> _Task description_
Print, word for word, every line from the beginning of the listing up to and including the line with "const QR_SIZE = 37;". Pictures are to be excluded.

------------------------------------

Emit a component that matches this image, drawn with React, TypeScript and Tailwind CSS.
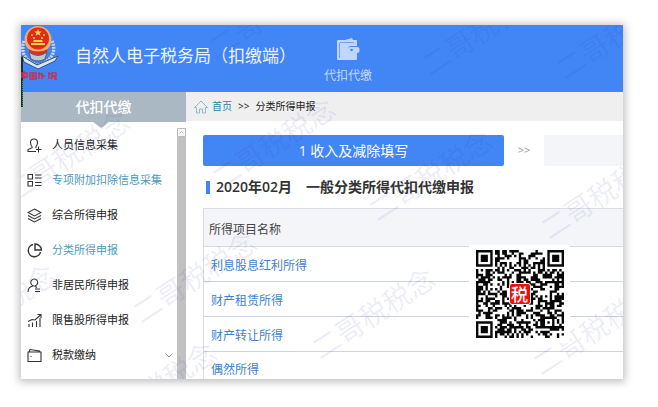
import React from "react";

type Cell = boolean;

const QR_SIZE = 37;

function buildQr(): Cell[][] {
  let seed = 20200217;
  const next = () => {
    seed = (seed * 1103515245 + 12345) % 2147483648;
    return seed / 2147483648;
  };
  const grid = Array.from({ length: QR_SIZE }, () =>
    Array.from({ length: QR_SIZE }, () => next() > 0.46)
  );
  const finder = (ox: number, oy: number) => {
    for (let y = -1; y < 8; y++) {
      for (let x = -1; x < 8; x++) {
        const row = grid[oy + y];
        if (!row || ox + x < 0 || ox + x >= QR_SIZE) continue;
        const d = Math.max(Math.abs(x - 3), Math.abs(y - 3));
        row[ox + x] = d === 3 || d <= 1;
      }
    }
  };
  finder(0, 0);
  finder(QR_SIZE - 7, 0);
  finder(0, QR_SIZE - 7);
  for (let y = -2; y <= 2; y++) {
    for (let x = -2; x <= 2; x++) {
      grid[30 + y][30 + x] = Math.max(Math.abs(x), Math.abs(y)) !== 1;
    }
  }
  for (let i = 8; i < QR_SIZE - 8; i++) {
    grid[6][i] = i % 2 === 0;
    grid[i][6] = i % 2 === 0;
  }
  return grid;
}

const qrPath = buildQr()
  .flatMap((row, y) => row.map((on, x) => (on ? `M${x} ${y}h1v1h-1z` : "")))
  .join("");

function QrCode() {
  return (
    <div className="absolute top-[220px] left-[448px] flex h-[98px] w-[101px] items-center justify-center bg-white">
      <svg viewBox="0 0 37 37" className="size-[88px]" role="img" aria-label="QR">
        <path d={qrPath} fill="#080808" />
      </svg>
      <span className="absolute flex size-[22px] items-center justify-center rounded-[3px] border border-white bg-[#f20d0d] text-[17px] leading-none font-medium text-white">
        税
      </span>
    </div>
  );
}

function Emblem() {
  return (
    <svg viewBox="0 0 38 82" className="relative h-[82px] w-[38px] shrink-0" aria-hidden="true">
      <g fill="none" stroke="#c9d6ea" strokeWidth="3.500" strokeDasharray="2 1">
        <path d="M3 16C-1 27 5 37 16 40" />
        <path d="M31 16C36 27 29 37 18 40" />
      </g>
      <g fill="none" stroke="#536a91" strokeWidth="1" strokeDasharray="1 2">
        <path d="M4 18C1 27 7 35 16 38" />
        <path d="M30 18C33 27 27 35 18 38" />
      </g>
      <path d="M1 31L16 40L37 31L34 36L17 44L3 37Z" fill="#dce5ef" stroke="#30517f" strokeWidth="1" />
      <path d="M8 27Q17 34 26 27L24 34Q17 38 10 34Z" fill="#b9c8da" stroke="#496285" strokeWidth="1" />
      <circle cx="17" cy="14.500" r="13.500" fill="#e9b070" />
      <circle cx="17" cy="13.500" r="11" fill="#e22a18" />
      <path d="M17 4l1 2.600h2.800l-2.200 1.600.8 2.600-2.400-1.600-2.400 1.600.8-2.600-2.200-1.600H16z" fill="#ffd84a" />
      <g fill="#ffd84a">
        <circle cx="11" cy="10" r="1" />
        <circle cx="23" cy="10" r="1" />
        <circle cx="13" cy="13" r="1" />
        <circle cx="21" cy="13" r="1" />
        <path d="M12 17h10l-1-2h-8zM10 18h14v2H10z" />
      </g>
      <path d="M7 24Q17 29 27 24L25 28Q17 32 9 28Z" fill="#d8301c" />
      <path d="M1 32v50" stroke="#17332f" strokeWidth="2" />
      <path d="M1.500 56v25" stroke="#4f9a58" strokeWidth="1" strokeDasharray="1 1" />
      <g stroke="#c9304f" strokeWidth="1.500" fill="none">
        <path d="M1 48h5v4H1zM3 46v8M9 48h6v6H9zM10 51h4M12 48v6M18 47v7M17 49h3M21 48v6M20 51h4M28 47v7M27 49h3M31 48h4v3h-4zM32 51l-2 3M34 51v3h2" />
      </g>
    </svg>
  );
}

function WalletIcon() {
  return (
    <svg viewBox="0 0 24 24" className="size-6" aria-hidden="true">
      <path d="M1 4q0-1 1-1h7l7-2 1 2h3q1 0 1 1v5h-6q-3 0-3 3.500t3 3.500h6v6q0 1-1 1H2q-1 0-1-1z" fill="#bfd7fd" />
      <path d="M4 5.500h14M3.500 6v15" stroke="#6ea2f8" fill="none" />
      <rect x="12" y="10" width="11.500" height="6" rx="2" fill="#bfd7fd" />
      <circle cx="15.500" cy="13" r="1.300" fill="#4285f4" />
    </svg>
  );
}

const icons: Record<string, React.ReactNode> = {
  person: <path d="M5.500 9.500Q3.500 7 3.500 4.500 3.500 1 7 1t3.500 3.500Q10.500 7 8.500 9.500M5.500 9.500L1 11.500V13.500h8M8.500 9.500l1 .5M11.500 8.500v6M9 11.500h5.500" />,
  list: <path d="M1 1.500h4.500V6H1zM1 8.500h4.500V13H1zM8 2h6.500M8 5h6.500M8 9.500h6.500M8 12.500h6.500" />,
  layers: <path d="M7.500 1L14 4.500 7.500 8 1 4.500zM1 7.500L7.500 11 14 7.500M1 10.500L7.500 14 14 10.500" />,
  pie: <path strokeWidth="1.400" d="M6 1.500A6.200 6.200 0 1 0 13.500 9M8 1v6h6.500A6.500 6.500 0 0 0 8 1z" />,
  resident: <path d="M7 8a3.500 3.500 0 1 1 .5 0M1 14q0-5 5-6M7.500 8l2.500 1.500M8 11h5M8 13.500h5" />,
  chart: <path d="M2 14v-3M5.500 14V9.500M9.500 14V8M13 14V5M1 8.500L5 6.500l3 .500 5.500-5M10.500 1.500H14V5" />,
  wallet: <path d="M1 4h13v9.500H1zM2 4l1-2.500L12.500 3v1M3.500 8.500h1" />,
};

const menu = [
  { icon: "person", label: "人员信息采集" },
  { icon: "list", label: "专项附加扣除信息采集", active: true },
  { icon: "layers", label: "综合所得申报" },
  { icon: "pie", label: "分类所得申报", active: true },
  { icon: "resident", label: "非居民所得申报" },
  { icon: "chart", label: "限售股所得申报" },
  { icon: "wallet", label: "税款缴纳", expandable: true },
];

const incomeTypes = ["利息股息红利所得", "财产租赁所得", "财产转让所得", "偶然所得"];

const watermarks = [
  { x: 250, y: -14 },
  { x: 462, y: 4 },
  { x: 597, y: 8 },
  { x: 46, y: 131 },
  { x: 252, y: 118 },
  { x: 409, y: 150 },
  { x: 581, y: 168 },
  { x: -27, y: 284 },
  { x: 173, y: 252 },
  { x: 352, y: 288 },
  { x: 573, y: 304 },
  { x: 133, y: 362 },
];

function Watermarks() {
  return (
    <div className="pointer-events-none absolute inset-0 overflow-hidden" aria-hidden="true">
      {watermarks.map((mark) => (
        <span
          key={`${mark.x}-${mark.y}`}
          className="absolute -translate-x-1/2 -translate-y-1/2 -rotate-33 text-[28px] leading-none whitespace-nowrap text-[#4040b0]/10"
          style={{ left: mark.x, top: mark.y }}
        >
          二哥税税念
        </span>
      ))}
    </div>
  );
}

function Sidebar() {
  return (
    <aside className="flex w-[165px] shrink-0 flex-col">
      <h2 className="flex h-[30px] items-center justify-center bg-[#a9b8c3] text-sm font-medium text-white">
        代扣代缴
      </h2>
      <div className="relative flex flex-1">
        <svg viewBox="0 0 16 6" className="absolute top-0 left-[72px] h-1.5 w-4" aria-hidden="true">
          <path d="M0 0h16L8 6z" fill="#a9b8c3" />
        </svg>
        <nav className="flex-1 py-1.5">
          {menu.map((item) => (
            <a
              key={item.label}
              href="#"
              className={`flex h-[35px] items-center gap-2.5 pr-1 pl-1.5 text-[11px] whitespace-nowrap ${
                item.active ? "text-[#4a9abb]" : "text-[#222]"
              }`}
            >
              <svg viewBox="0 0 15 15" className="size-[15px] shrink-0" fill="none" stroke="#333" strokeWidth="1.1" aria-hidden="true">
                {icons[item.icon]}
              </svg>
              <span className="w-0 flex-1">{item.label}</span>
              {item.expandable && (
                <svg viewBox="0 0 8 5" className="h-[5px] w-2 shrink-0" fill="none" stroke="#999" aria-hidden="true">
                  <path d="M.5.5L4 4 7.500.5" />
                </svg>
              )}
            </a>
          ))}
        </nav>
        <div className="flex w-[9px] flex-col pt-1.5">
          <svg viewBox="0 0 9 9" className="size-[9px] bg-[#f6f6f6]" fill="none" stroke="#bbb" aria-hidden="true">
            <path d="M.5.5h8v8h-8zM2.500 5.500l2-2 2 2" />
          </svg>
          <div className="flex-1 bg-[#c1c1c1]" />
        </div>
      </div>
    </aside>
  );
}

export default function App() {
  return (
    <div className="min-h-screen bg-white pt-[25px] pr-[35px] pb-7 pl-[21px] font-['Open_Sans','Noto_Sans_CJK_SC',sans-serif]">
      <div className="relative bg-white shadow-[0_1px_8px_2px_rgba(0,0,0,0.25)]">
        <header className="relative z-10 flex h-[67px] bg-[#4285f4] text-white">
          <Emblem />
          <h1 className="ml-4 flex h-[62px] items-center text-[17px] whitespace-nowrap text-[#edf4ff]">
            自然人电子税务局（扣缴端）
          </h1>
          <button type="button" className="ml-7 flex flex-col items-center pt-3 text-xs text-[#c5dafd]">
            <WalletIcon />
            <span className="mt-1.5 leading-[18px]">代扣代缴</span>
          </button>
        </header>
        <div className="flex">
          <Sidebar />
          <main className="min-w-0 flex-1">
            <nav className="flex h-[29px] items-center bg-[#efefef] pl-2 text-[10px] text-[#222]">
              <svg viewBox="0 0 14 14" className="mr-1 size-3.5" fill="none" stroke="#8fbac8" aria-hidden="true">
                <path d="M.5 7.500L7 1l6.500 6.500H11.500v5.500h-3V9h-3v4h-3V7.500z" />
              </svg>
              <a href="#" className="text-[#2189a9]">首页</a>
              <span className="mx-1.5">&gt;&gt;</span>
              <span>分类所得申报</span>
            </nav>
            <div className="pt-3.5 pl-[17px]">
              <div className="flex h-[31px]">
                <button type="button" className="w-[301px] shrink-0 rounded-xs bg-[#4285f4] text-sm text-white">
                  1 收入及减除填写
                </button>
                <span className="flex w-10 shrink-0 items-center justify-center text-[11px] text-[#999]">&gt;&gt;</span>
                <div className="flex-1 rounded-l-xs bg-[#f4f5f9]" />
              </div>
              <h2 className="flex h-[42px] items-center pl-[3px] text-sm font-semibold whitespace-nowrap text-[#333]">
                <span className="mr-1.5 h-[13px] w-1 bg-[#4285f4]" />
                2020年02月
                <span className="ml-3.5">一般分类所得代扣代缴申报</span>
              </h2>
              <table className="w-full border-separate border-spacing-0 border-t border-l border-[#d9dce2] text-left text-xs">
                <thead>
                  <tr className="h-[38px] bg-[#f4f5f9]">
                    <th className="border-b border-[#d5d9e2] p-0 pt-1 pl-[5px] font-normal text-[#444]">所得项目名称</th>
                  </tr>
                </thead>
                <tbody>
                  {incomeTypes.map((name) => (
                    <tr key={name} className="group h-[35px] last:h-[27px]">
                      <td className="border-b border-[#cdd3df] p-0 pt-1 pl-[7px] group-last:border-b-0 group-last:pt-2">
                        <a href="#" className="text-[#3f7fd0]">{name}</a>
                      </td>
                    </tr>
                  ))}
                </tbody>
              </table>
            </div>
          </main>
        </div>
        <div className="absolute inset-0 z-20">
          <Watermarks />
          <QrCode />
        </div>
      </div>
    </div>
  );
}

------------------------------------

> _Result of this exercise_
Emit a component that matches this image, drawn with React, TypeScript and Tailwind CSS.
import React from "react";

type Cell = boolean;

const QR_SIZE = 37;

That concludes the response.